**GIVEN PROBLEM**
List each line of the data in which the string "components" appears.

**GIVEN MATERIAL**
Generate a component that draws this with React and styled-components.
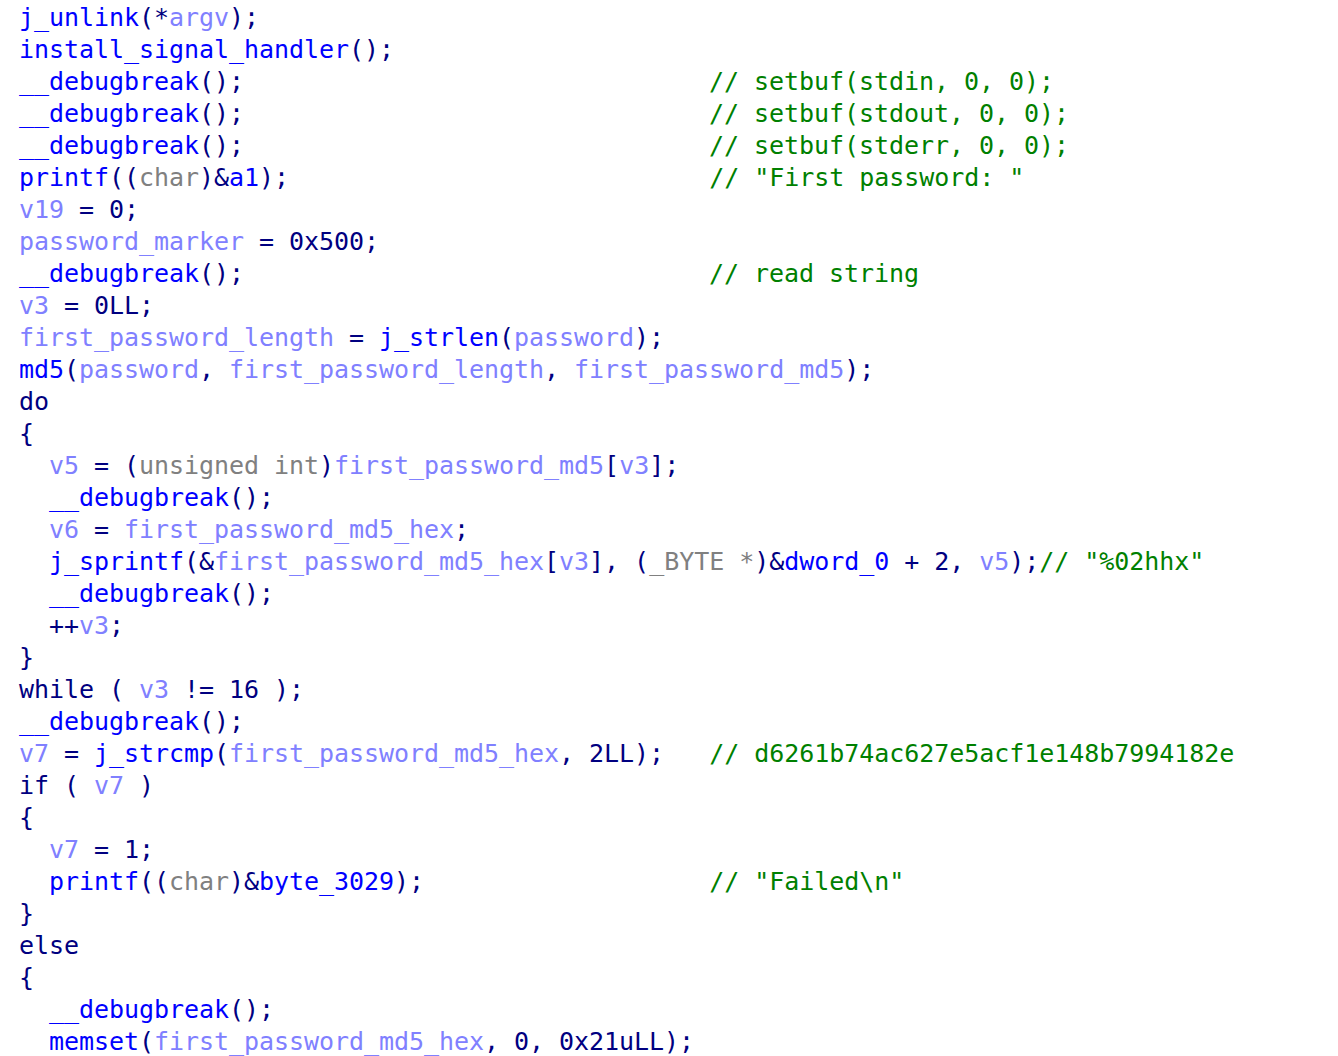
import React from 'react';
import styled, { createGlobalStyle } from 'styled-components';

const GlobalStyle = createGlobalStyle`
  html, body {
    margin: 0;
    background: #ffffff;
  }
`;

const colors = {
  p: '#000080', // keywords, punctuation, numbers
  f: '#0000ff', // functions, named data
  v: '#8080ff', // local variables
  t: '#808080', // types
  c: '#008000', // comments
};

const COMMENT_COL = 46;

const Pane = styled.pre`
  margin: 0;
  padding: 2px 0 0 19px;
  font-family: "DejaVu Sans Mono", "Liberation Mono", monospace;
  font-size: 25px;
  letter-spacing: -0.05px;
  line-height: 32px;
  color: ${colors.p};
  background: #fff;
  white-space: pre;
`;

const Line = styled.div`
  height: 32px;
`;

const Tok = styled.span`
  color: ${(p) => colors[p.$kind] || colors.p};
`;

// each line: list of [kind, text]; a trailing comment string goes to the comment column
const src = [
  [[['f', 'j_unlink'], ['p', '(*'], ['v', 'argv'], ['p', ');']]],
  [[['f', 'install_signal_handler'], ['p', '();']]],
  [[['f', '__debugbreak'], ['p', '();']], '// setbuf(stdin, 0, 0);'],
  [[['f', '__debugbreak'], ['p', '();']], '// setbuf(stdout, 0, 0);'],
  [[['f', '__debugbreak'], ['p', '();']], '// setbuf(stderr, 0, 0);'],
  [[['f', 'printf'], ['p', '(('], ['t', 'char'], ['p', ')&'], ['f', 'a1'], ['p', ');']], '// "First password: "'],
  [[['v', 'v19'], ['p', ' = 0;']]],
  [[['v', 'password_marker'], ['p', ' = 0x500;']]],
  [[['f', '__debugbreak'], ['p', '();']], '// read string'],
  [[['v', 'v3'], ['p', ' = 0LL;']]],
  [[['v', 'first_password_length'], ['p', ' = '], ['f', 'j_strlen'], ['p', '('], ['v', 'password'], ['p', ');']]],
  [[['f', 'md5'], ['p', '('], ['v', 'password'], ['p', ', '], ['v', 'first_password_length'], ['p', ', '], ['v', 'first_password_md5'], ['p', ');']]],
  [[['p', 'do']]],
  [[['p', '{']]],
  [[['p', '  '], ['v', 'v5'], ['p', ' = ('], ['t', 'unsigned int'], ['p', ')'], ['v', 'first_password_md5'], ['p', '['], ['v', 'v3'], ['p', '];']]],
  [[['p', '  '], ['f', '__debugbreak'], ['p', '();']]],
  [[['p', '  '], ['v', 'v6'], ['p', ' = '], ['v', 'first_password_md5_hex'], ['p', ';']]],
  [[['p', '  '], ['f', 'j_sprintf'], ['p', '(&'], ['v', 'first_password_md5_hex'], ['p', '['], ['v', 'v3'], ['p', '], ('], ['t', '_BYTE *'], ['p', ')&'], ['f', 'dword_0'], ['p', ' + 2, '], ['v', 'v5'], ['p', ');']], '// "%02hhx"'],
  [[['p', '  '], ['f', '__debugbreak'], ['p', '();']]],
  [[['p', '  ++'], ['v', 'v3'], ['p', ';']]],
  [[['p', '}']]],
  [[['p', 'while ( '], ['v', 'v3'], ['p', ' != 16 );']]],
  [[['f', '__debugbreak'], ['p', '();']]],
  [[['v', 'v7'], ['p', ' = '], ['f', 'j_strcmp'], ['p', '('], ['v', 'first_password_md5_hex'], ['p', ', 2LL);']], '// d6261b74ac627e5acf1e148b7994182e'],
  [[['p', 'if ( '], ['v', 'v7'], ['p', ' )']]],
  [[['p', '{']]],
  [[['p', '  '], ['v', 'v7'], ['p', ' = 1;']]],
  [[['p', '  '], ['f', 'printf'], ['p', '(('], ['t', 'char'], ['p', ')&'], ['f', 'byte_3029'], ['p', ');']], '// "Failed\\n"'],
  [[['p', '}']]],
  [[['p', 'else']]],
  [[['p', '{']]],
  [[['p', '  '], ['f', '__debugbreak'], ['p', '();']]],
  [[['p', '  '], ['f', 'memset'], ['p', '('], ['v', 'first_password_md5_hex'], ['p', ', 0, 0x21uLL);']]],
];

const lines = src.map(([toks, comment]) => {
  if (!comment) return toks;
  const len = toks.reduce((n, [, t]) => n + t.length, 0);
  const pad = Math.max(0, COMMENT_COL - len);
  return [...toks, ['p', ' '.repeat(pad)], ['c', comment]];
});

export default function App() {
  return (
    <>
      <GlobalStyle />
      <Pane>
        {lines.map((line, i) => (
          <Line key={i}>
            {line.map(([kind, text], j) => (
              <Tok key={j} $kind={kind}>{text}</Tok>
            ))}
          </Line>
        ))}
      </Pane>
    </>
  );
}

**RESPONSE TO THE TASK**
Generate a component that draws this with React and styled-components.
import styled, { createGlobalStyle } from 'styled-components';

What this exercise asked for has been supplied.